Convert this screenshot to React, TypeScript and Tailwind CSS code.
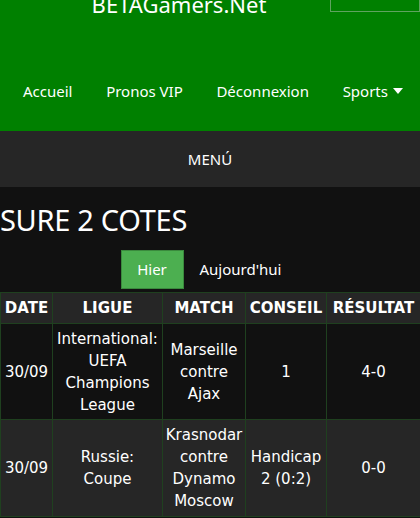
import { useState } from 'react';

const rows = [
  { date: '30/09', ligue: 'International: UEFA Champions League', match: 'Marseille contre Ajax', conseil: '1', res: '4-0' },
  { date: '30/09', ligue: 'Russie: Coupe', match: 'Krasnodar contre Dynamo Moscow', conseil: 'Handicap 2 (0:2)', res: '0-0' },
];

const cols = ['w-[52px]', 'w-[110px]', 'w-[83px]', 'w-[81px]', 'w-[94px]'];

export default function App() {
  const [tab, setTab] = useState('hier');

  return (
    <div className="w-[420px] h-[518px] overflow-hidden bg-[#111111] text-white" style={{ fontFamily: '"Noto Sans", "Open Sans", sans-serif' }}>
      {/* Header */}
      <header className="bg-[#008000] h-[131px] relative">
        <div className="absolute right-0 top-[-20px] w-[90px] h-[32px] border border-[#5fa35f]" />
        <div className="h-[80px] flex justify-center">
          <div className="mt-[-11px] pr-[62px] text-[22px] leading-[30px]">BETAGamers.Net</div>
        </div>
        <nav className="flex items-center justify-between pl-[23px] pr-[17px] text-[15px]">
          <a>Accueil</a>
          <a>Pronos VIP</a>
          <a>Déconnexion</a>
          <a className="flex items-center gap-[5px]">
            Sports
            <svg width="10" height="6" viewBox="0 0 10 6"><path d="M0 0H10L5 6Z" fill="white" /></svg>
          </a>
        </nav>
      </header>

      <div className="bg-[#262626] h-[56px] flex items-center justify-center text-[15px]">MENÚ</div>

      <h1 className="text-[29px] leading-[34px] mt-[16px] tracking-[-0.3px]">SURE 2 COTES</h1>

      <div className="flex justify-center items-center mt-[13px] pr-[18px] gap-[16px] text-[15px]">
        <button
          onClick={() => setTab('hier')}
          className={`w-[63px] h-[39px] border ${tab === 'hier' ? 'bg-[#4caf50] border-[#3a8a3d]' : 'border-transparent'}`}
        >
          Hier
        </button>
        <button onClick={() => setTab('auj')} className="h-[39px]">Aujourd'hui</button>
      </div>

      <table className="mt-[3px] w-[420px] table-fixed border-collapse text-center text-[15px] leading-[22px]" style={{ fontFamily: '"DejaVu Sans", Verdana, sans-serif' }}>
        <thead>
          <tr className="bg-[#262626] h-[31px]">
            {['DATE', 'LIGUE', 'MATCH', 'CONSEIL', 'RÉSULTAT'].map((h, i) => (
              <th key={h} className={`border border-[#1f401f] font-bold px-0 ${cols[i]}`}>{h}</th>
            ))}
          </tr>
        </thead>
        <tbody>
          {rows.map((r, i) => (
            <tr key={i} className={i % 2 ? 'bg-[#262626] h-[97px]' : 'bg-[#111111] h-[96px]'}>
              <td className="border border-[#1f401f] px-[2px]">{r.date}</td>
              <td className="border border-[#1f401f] px-[3px]">{r.ligue}</td>
              <td className="border border-[#1f401f] px-[2px]">{r.match}</td>
              <td className="border border-[#1f401f] px-[2px]">{r.conseil}</td>
              <td className="border border-[#1f401f] px-[2px]">{r.res}</td>
            </tr>
          ))}
        </tbody>
      </table>
    </div>
  );
}
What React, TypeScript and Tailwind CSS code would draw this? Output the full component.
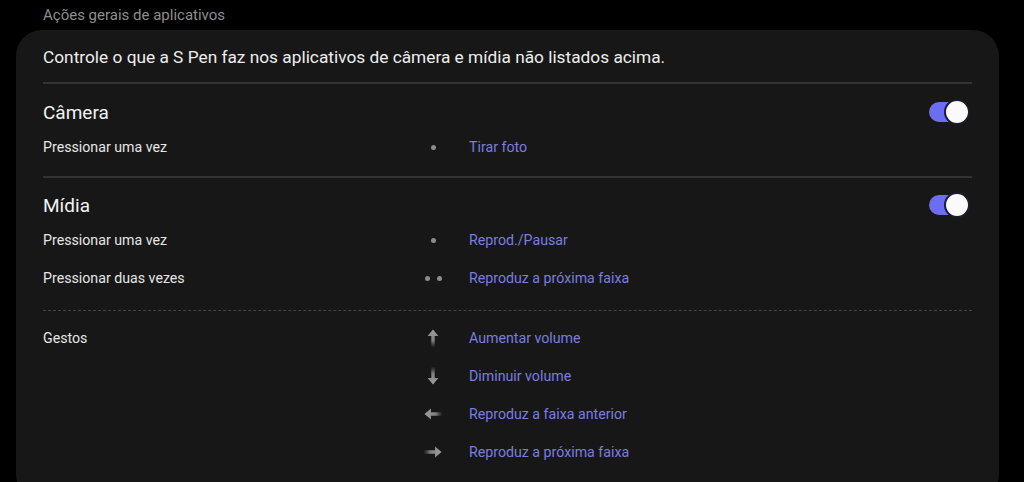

# # # # # # #

TASK TO CARRY OUT:
Extract the entries in full, exactly as they are, minus the pictures.

EXERCISE ANSWER:
Convert this screenshot to React, TypeScript and Tailwind CSS code.
import { useState } from 'react';

const rows = [
  { date: '30/09', ligue: 'International: UEFA Champions League', match: 'Marseille contre Ajax', conseil: '1', res: '4-0' },
  { date: '30/09', ligue: 'Russie: Coupe', match: 'Krasnodar contre Dynamo Moscow', conseil: 'Handicap 2 (0:2)', res: '0-0' },
];

const cols = ['w-[52px]', 'w-[110px]', 'w-[83px]', 'w-[81px]', 'w-[94px]'];

export default function App() {
  const [tab, setTab] = useState('hier');

  return (
    <div className="w-[420px] h-[518px] overflow-hidden bg-[#111111] text-white" style={{ fontFamily: '"Noto Sans", "Open Sans", sans-serif' }}>
      {/* Header */}
      <header className="bg-[#008000] h-[131px] relative">
        <div className="absolute right-0 top-[-20px] w-[90px] h-[32px] border border-[#5fa35f]" />
        <div className="h-[80px] flex justify-center">
          <div className="mt-[-11px] pr-[62px] text-[22px] leading-[30px]">BETAGamers.Net</div>
        </div>
        <nav className="flex items-center justify-between pl-[23px] pr-[17px] text-[15px]">
          <a>Accueil</a>
          <a>Pronos VIP</a>
          <a>Déconnexion</a>
          <a className="flex items-center gap-[5px]">
            Sports
            <svg width="10" height="6" viewBox="0 0 10 6"><path d="M0 0H10L5 6Z" fill="white" /></svg>
          </a>
        </nav>
      </header>

      <div className="bg-[#262626] h-[56px] flex items-center justify-center text-[15px]">MENÚ</div>

      <h1 className="text-[29px] leading-[34px] mt-[16px] tracking-[-0.3px]">SURE 2 COTES</h1>

      <div className="flex justify-center items-center mt-[13px] pr-[18px] gap-[16px] text-[15px]">
        <button
          onClick={() => setTab('hier')}
          className={`w-[63px] h-[39px] border ${tab === 'hier' ? 'bg-[#4caf50] border-[#3a8a3d]' : 'border-transparent'}`}
        >
          Hier
        </button>
        <button onClick={() => setTab('auj')} className="h-[39px]">Aujourd'hui</button>
      </div>

      <table className="mt-[3px] w-[420px] table-fixed border-collapse text-center text-[15px] leading-[22px]" style={{ fontFamily: '"DejaVu Sans", Verdana, sans-serif' }}>
        <thead>
          <tr className="bg-[#262626] h-[31px]">
            {['DATE', 'LIGUE', 'MATCH', 'CONSEIL', 'RÉSULTAT'].map((h, i) => (
              <th key={h} className={`border border-[#1f401f] font-bold px-0 ${cols[i]}`}>{h}</th>
            ))}
          </tr>
        </thead>
        <tbody>
          {rows.map((r, i) => (
            <tr key={i} className={i % 2 ? 'bg-[#262626] h-[97px]' : 'bg-[#111111] h-[96px]'}>
              <td className="border border-[#1f401f] px-[2px]">{r.date}</td>
              <td className="border border-[#1f401f] px-[3px]">{r.ligue}</td>
              <td className="border border-[#1f401f] px-[2px]">{r.match}</td>
              <td className="border border-[#1f401f] px-[2px]">{r.conseil}</td>
              <td className="border border-[#1f401f] px-[2px]">{r.res}</td>
            </tr>
          ))}
        </tbody>
      </table>
    </div>
  );
}
What React, TypeScript and Tailwind CSS code would draw this? Output the full component.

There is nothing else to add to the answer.